Although it left the writer furious, the leak saw the book climb more than 5,000 places in the Amazon sales list within a few hours.
Hackers’ use of streaming services has allowed them to make thousands in royalties from other people’s music.
One of the most notable examples of this is the unreleased song P**** Pamper, better known as Kid Cudi, by US rappers Young Nudy, Playboi Carti and record producer Pi’erre Bourne.
In April 2019 an unofficial version of the song, featuring just Playboi Carti’s verse, was uploaded onto Spotify by an account called Lil Kambo, which later turned out to be the work of a high school student.

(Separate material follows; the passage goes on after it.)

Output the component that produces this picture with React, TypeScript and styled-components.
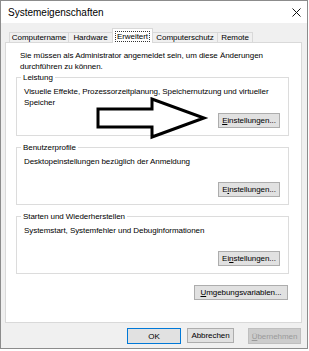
import styled, { createGlobalStyle, css } from 'styled-components';

const GlobalStyle = createGlobalStyle`
	html, body {
		margin: 0;
		padding: 0;
		background: #ffffff;
	}
	body {
		font-family: "Liberation Sans", Arial, sans-serif;
		font-size: 8px;
		letter-spacing: -0.06px;
		color: #000000;
	}
	* {
		box-sizing: border-box;
	}
`;

const tabs = [
	{ label: 'Computername', width: 60 },
	{ label: 'Hardware', width: 45 },
	{ label: 'Erweitert', width: 41, active: true },
	{ label: 'Computerschutz', width: 66 },
	{ label: 'Remote', width: 36 },
];

export default function App() {
	return (
		<>
			<GlobalStyle />
			<Window>
				<TitleBar>
					<Title>Systemeigenschaften</Title>
					<CloseIcon width="9" height="9" viewBox="0 0 9 9">
						<path d="M0.5 0.5 L8.5 8.5 M8.5 0.5 L0.5 8.5" stroke="#111" strokeWidth="1" fill="none" />
					</CloseIcon>
				</TitleBar>

				<Body>
					<TabRow>
						{tabs.map((t) => (
							<Tab key={t.label} $width={t.width} $active={!!t.active}>
								{t.active ? <Focus>{t.label}</Focus> : t.label}
							</Tab>
						))}
					</TabRow>

					<Panel>
						<Intro>
							Sie müssen als Administrator angemeldet sein, um diese Änderungen
							<br />
							durchführen zu können.
						</Intro>

						<Group>
							<Legend>Leistung</Legend>
							<Description>
								Visuelle Effekte, Prozessorzeitplanung, Speichernutzung und virtueller
								<br />
								Speicher
							</Description>
							<ButtonRow>
								<Button $width={62}>
									<u>E</u>instellungen...
								</Button>
							</ButtonRow>
						</Group>

						<Group>
							<Legend>Benutzerprofile</Legend>
							<Description>Desktopeinstellungen bezüglich der Anmeldung</Description>
							<ButtonRow>
								<Button $width={62}>
									E<u>i</u>nstellungen...
								</Button>
							</ButtonRow>
						</Group>

						<Group>
							<Legend>Starten und Wiederherstellen</Legend>
							<Description>Systemstart, Systemfehler und Debuginformationen</Description>
							<ButtonRow>
								<Button $width={62}>
									Ei<u>n</u>stellungen...
								</Button>
							</ButtonRow>
						</Group>

						<EnvRow>
							<Button $width={94}>
								<u>U</u>mgebungsvariablen...
							</Button>
						</EnvRow>
					</Panel>

					<Footer>
						<Button $width={54} $default>
							OK
						</Button>
						<Button $width={47}>Abbrechen</Button>
						<Button $width={53} $disabled>
							<u>Ü</u>bernehmen
						</Button>
					</Footer>
				</Body>

				<Arrow width="120" height="50" viewBox="0 0 120 50">
					<polygon
						points="2,12 56,12 56,2 108,21 56,40 56,30 2,30"
						fill="#ffffff"
						stroke="#000000"
						strokeWidth="3"
						strokeLinejoin="miter"
					/>
				</Arrow>
			</Window>
		</>
	);
}

const Window = styled.div`
	position: relative;
	display: flex;
	flex-direction: column;
	width: 308px;
	height: 349px;
	border: 1px solid #8c8c8c;
	background: #f0f0f0;
`;

const TitleBar = styled.div`
	display: flex;
	align-items: center;
	justify-content: space-between;
	height: 22px;
	padding: 0 6px 0 7px;
	background: #ffffff;
`;

const Title = styled.div`
	font-size: 10px;
	letter-spacing: 0;
	margin-top: 1px;
`;

const CloseIcon = styled.svg`
	display: block;
	margin-top: 1px;
`;

const Body = styled.div`
	display: flex;
	flex-direction: column;
	flex: 1;
	padding: 5px 0 0 4px;
`;

const TabRow = styled.div`
	display: flex;
	align-items: flex-end;
	height: 14px;
	padding-left: 4px;
	position: relative;
	z-index: 1;
`;

const Tab = styled.div<{ $width: number; $active: boolean }>`
	display: flex;
	align-items: center;
	justify-content: center;
	width: ${(p) => p.$width}px;
	height: 10px;
	margin-right: -1px;
	border: 1px solid #d9d9d9;
	border-bottom: none;
	background: #f0f0f0;
	white-space: nowrap;

	${(p) =>
		p.$active &&
		css`
			height: 15px;
			margin-bottom: -1px;
			background: #ffffff;
			position: relative;
		`}
`;

const Focus = styled.span`
	border: 1px dotted #333;
	padding: 0 1px;
	line-height: 9px;
`;

const Panel = styled.div`
	display: flex;
	flex-direction: column;
	width: 297px;
	height: 281px;
	padding: 7px 12px 0 10px;
	background: #ffffff;
	border: 1px solid #d9d9d9;
`;

const Intro = styled.div`
	line-height: 11px;
	padding-left: 4px;
	white-space: nowrap;
`;

const Group = styled.fieldset`
	margin: 0 0 6px 0;
	padding: 0 8px 7px 7px;
	border: 1px solid #dcdcdc;
	min-width: 0;
`;

const Legend = styled.legend`
	margin-left: -3px;
	padding: 0 2px;
	line-height: 11px;
`;

const Description = styled.div`
	margin-top: 3px;
	min-height: 21px;
	line-height: 11px;
	white-space: nowrap;
`;

const ButtonRow = styled.div`
	display: flex;
	justify-content: flex-end;
	margin-top: 5px;
`;

const EnvRow = styled.div`
	display: flex;
	justify-content: flex-end;
	margin-top: 5px;
	padding-right: 1px;
`;

const Footer = styled.div`
	display: flex;
	justify-content: flex-end;
	gap: 6px;
	padding: 5px 6px 0 0;
`;

const Button = styled.button<{ $width: number; $default?: boolean; $disabled?: boolean }>`
	width: ${(p) => p.$width}px;
	height: 15px;
	padding: 0;
	margin: 0;
	font-family: "Liberation Sans", Arial, sans-serif;
	font-size: 8px;
	letter-spacing: -0.06px;
	line-height: 13px;
	color: #000000;
	background: #e1e1e1;
	border: 1px solid #adadad;
	border-radius: 0;

	u {
		text-decoration-thickness: 1px;
		text-underline-offset: 1px;
	}

	${(p) =>
		p.$default &&
		css`
			height: 16px;
			border-color: #0078d7;
		`}

	${(p) =>
		p.$disabled &&
		css`
			height: 16px;
			margin-left: 8px;
			color: #9a9a9a;
			background: #cccccc;
			border-color: #bfbfbf;
		`}
`;

const Arrow = styled.svg`
	position: absolute;
	left: 95px;
	top: 96px;
	pointer-events: none;
`;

Lil Kambo posted the song on his Reddit account, which after Playboy Carti performed his verse at Coachella 2019, meant it soared to the top of the US Viral 50 chart that year with more than two million streams.
In an interview with Genius, Lil Kambo explained he used a sample of the song he found on YouTube.
“I first made my Spotify account to post songs that aren’t already on Spotify.
“Before the song came out there was a snippet on YouTube and it sounded like it would be a hit if it was released.
“I posted it to my channel not thinking how big it would get.”
Despite the song being taken down, it continued to be uploaded to the streaming platform in various forms, by accounts including YungGen and King Zay, each time climbing the charts and earning the user royalties.
Lil Wayne, The Leak
In 2007 Lil Wayne fans were widely anticipating the third installment in his Tha Carter series when five of the songs due to be featured on it were leaked online.
The rapper decided not to cave in to pressure and release the full album early – instead pushing back Tha Carter III even further.
He then released a separate EP for the songs that had leaked – entitling it The Leak.
The album cover also made a humorous reference to the anonymous hack, with the tagline “Lil Wayne Approved”.
Commenting on it at the time, he said: “We have to find out exactly what’s out there.
“I’ll probably just all the songs that are floating around and make my own mixtape called The Leak since people want the music so bad.”
Although some argued the leaked songs were of questionable quality, the surprise EP undoubtedly helped build further hype around Tha Carter III, which was finally released in 2008, with The Leak available as a bonus disc on the deluxe edition.
It went on to become one of the most popular albums of the year.